# REQUIREMENT
Exactly as written, retype the listing below, omitting the pictures.

= = = =

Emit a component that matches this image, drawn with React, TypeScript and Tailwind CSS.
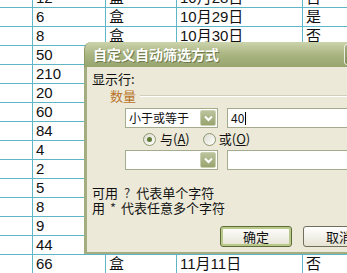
import React from "react";

const rows: string[][] = [
  ["12", "盒", "10月28日", "否"],
  ["6", "盒", "10月29日", "是"],
  ["8", "盒", "10月30日", "否"],
  ["50", "盒", "10月31日", "是"],
  ["210", "盒", "11月1日", "否"],
  ["20", "盒", "11月2日", "是"],
  ["60", "盒", "11月3日", "否"],
  ["84", "盒", "11月4日", "是"],
  ["4", "盒", "11月5日", "否"],
  ["2", "盒", "11月6日", "是"],
  ["5", "盒", "11月7日", "否"],
  ["8", "盒", "11月8日", "是"],
  ["9", "盒", "11月9日", "否"],
  ["44", "盒", "11月10日", "是"],
  ["66", "盒", "11月11日", "否"],
];

function DropBtn() {
  return (
    <div className="w-[16px] h-[16px] mr-[1px] rounded-[2px] border border-[#c9d0b0] bg-gradient-to-b from-[#bac39c] to-[#98a46f] flex items-center justify-center">
      <svg width="9" height="7" viewBox="0 0 9 7">
        <path d="M1 1.5 L4.5 5 L8 1.5" stroke="#ffffff" strokeWidth="2" fill="none" />
      </svg>
    </div>
  );
}

function Radio({ checked }: { checked: boolean }) {
  return (
    <div className="w-[13px] h-[13px] rounded-full border border-[#8c9670] bg-gradient-to-br from-[#dcdccf] to-[#ffffff] flex items-center justify-center">
      {checked && <div className="w-[5px] h-[5px] rounded-full bg-[#5f7a33]" />}
    </div>
  );
}

export default function App() {
  const cjk = { fontFamily: '"Noto Sans CJK SC", "Liberation Sans", sans-serif' };
  return (
    <div
      className="relative w-[347px] h-[273px] overflow-hidden bg-white"
      style={{ fontFamily: '"Liberation Sans", "Noto Sans CJK SC", sans-serif' }}
    >
      <div className="flex flex-col mt-[-11px]">
        {rows.map((r, i) => (
          <div key={i} className="flex h-[19px] border-b border-[#5fb6c6] text-[15px] leading-[18px] text-[#111]">
            <div className="w-[32px] shrink-0" />
            <div className="w-[73px] shrink-0 border-l border-[#5fb6c6] pl-[3px] flex items-center">{r[0]}</div>
            <div className="w-[71px] shrink-0 border-l border-[#5fb6c6] pl-[3px] flex items-center">{r[1]}</div>
            <div className="w-[126px] shrink-0 border-l border-[#5fb6c6] pl-[3px] flex items-center">{r[2]}</div>
            <div className="flex-1 border-l border-[#5fb6c6] pl-[3px] flex items-center">{r[3]}</div>
          </div>
        ))}
      </div>

      <div className="absolute left-[84px] top-[42px] w-[300px] h-[212px] flex flex-col" style={cjk}>
        <div className="h-[25px] shrink-0 rounded-tl-[7px] bg-gradient-to-b from-[#ccd4ac] via-[#aab582] to-[#97a46e] flex items-center pl-[8px] border-l border-[#8e9a68]">
          <span className="text-[14px] font-bold text-white" style={{ textShadow: "1px 1px 0 #6f7a4c" }}>
            自定义自动筛选方式
          </span>
          <div className="ml-auto mr-[19px] w-[21px] h-[21px] rounded-[3px] border border-[#eef0e2] bg-gradient-to-b from-[#a7b184] to-[#7f8b5b] flex items-center justify-center text-white font-bold text-[14px]">
            ?
          </div>
        </div>
        <div className="flex-1 bg-[#ece9d8] border-l-[3px] border-b-[2px] border-[#a3ad80] pl-[5px] flex flex-col text-[13px] text-[#111]">
          <div className="mt-[4px] leading-[16px]">显示行:</div>
          <div className="mt-[1px] flex items-center leading-[16px] pl-[18px]">
            <span className="text-[#b8742a]">数量</span>
            <div className="flex-1 ml-[4px] h-[2px] border-t border-[#d2d0bc] border-b border-b-white" />
          </div>
          <div className="mt-[4px] flex pl-[33px] h-[20px]">
            <div className="w-[93px] h-[20px] bg-white border border-[#a5ac8e] flex items-center justify-between pl-[3px] text-[12px]">
              <span>小于或等于</span>
              <DropBtn />
            </div>
            <div className="ml-[9px] flex-1 h-[20px] bg-white border border-[#a5ac8e] flex items-center pl-[3px] text-[12px]">
              <span>40</span>
              <span className="w-px h-[13px] bg-black ml-[1px]" />
            </div>
          </div>
          <div className="h-[22px] flex items-center pl-[51px] text-[13px]">
            <Radio checked />
            <span className="ml-[4px]">
              与(<span className="underline">A</span>)
            </span>
            <div className="ml-[13px]">
              <Radio checked={false} />
            </div>
            <span className="ml-[3px]">
              或(<span className="underline">O</span>)
            </span>
          </div>
          <div className="flex pl-[33px] h-[20px]">
            <div className="w-[93px] h-[20px] bg-white border border-[#a5ac8e] flex items-center justify-end">
              <DropBtn />
            </div>
            <div className="ml-[9px] flex-1 h-[20px] bg-white border border-[#a5ac8e]" />
          </div>
          <div className="mt-[15px] leading-[15px] flex">
            <span>可用</span>
            <span className="mx-[6px] text-[#333]">?</span>
            <span>代表单个字符</span>
          </div>
          <div className="leading-[15px] flex">
            <span>用</span>
            <span className="mx-[5px] text-[#333]">*</span>
            <span>代表任意多个字符</span>
          </div>
          <div className="mt-[11px] flex pl-[128px]">
            <div className="w-[72px] h-[21px] rounded-[3px] border border-[#5d6b3a] bg-gradient-to-b from-[#ffffff] to-[#e6e3d3] flex items-center justify-center shadow-[inset_0_0_0_2px_#b9c98a]">
              确定
            </div>
            <div className="ml-[11px] w-[72px] h-[21px] rounded-[3px] border border-[#6f6f5a] bg-gradient-to-b from-[#ffffff] to-[#e6e3d3] flex items-center justify-center">
              取消
            </div>
          </div>
        </div>
      </div>
    </div>
  );
}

= = = =

# ANSWER TO THIS PROBLEM
Emit a component that matches this image, drawn with React, TypeScript and Tailwind CSS.
import React from "react";

const rows: string[][] = [
  ["12", "盒", "10月28日", "否"],
  ["6", "盒", "10月29日", "是"],
  ["8", "盒", "10月30日", "否"],
  ["50", "盒", "10月31日", "是"],
  ["210", "盒", "11月1日", "否"],
  ["20", "盒", "11月2日", "是"],
  ["60", "盒", "11月3日", "否"],
  ["84", "盒", "11月4日", "是"],
  ["4", "盒", "11月5日", "否"],
  ["2", "盒", "11月6日", "是"],
  ["5", "盒", "11月7日", "否"],
  ["8", "盒", "11月8日", "是"],
  ["9", "盒", "11月9日", "否"],
  ["44", "盒", "11月10日", "是"],
  ["66", "盒", "11月11日", "否"],
];

function DropBtn() {
  return (
    <div className="w-[16px] h-[16px] mr-[1px] rounded-[2px] border border-[#c9d0b0] bg-gradient-to-b from-[#bac39c] to-[#98a46f] flex items-center justify-center">
      <svg width="9" height="7" viewBox="0 0 9 7">
        <path d="M1 1.5 L4.5 5 L8 1.5" stroke="#ffffff" strokeWidth="2" fill="none" />
      </svg>
    </div>
  );
}

function Radio({ checked }: { checked: boolean }) {
  return (
    <div className="w-[13px] h-[13px] rounded-full border border-[#8c9670] bg-gradient-to-br from-[#dcdccf] to-[#ffffff] flex items-center justify-center">
      {checked && <div className="w-[5px] h-[5px] rounded-full bg-[#5f7a33]" />}
    </div>
  );
}

export default function App() {
  const cjk = { fontFamily: '"Noto Sans CJK SC", "Liberation Sans", sans-serif' };
  return (
    <div
      className="relative w-[347px] h-[273px] overflow-hidden bg-white"
      style={{ fontFamily: '"Liberation Sans", "Noto Sans CJK SC", sans-serif' }}
    >
      <div className="flex flex-col mt-[-11px]">
        {rows.map((r, i) => (
          <div key={i} className="flex h-[19px] border-b border-[#5fb6c6] text-[15px] leading-[18px] text-[#111]">
            <div className="w-[32px] shrink-0" />
            <div className="w-[73px] shrink-0 border-l border-[#5fb6c6] pl-[3px] flex items-center">{r[0]}</div>
            <div className="w-[71px] shrink-0 border-l border-[#5fb6c6] pl-[3px] flex items-center">{r[1]}</div>
            <div className="w-[126px] shrink-0 border-l border-[#5fb6c6] pl-[3px] flex items-center">{r[2]}</div>
            <div className="flex-1 border-l border-[#5fb6c6] pl-[3px] flex items-center">{r[3]}</div>
          </div>
        ))}
      </div>

      <div className="absolute left-[84px] top-[42px] w-[300px] h-[212px] flex flex-col" style={cjk}>
        <div className="h-[25px] shrink-0 rounded-tl-[7px] bg-gradient-to-b from-[#ccd4ac] via-[#aab582] to-[#97a46e] flex items-center pl-[8px] border-l border-[#8e9a68]">
          <span className="text-[14px] font-bold text-white" style={{ textShadow: "1px 1px 0 #6f7a4c" }}>
            自定义自动筛选方式
          </span>
          <div className="ml-auto mr-[19px] w-[21px] h-[21px] rounded-[3px] border border-[#eef0e2] bg-gradient-to-b from-[#a7b184] to-[#7f8b5b] flex items-center justify-center text-white font-bold text-[14px]">
            ?
          </div>
        </div>
        <div className="flex-1 bg-[#ece9d8] border-l-[3px] border-b-[2px] border-[#a3ad80] pl-[5px] flex flex-col text-[13px] text-[#111]">
          <div className="mt-[4px] leading-[16px]">显示行:</div>
          <div className="mt-[1px] flex items-center leading-[16px] pl-[18px]">
            <span className="text-[#b8742a]">数量</span>
            <div className="flex-1 ml-[4px] h-[2px] border-t border-[#d2d0bc] border-b border-b-white" />
          </div>
          <div className="mt-[4px] flex pl-[33px] h-[20px]">
            <div className="w-[93px] h-[20px] bg-white border border-[#a5ac8e] flex items-center justify-between pl-[3px] text-[12px]">
              <span>小于或等于</span>
              <DropBtn />
            </div>
            <div className="ml-[9px] flex-1 h-[20px] bg-white border border-[#a5ac8e] flex items-center pl-[3px] text-[12px]">
              <span>40</span>
              <span className="w-px h-[13px] bg-black ml-[1px]" />
            </div>
          </div>
          <div className="h-[22px] flex items-center pl-[51px] text-[13px]">
            <Radio checked />
            <span className="ml-[4px]">
              与(<span className="underline">A</span>)
            </span>
            <div className="ml-[13px]">
              <Radio checked={false} />
            </div>
            <span className="ml-[3px]">
              或(<span className="underline">O</span>)
            </span>
          </div>
          <div className="flex pl-[33px] h-[20px]">
            <div className="w-[93px] h-[20px] bg-white border border-[#a5ac8e] flex items-center justify-end">
              <DropBtn />
            </div>
            <div className="ml-[9px] flex-1 h-[20px] bg-white border border-[#a5ac8e]" />
          </div>
          <div className="mt-[15px] leading-[15px] flex">
            <span>可用</span>
            <span className="mx-[6px] text-[#333]">?</span>
            <span>代表单个字符</span>
          </div>
          <div className="leading-[15px] flex">
            <span>用</span>
            <span className="mx-[5px] text-[#333]">*</span>
            <span>代表任意多个字符</span>
          </div>
          <div className="mt-[11px] flex pl-[128px]">
            <div className="w-[72px] h-[21px] rounded-[3px] border border-[#5d6b3a] bg-gradient-to-b from-[#ffffff] to-[#e6e3d3] flex items-center justify-center shadow-[inset_0_0_0_2px_#b9c98a]">
              确定
            </div>
            <div className="ml-[11px] w-[72px] h-[21px] rounded-[3px] border border-[#6f6f5a] bg-gradient-to-b from-[#ffffff] to-[#e6e3d3] flex items-center justify-center">
              取消
            </div>
          </div>
        </div>
      </div>
    </div>
  );
}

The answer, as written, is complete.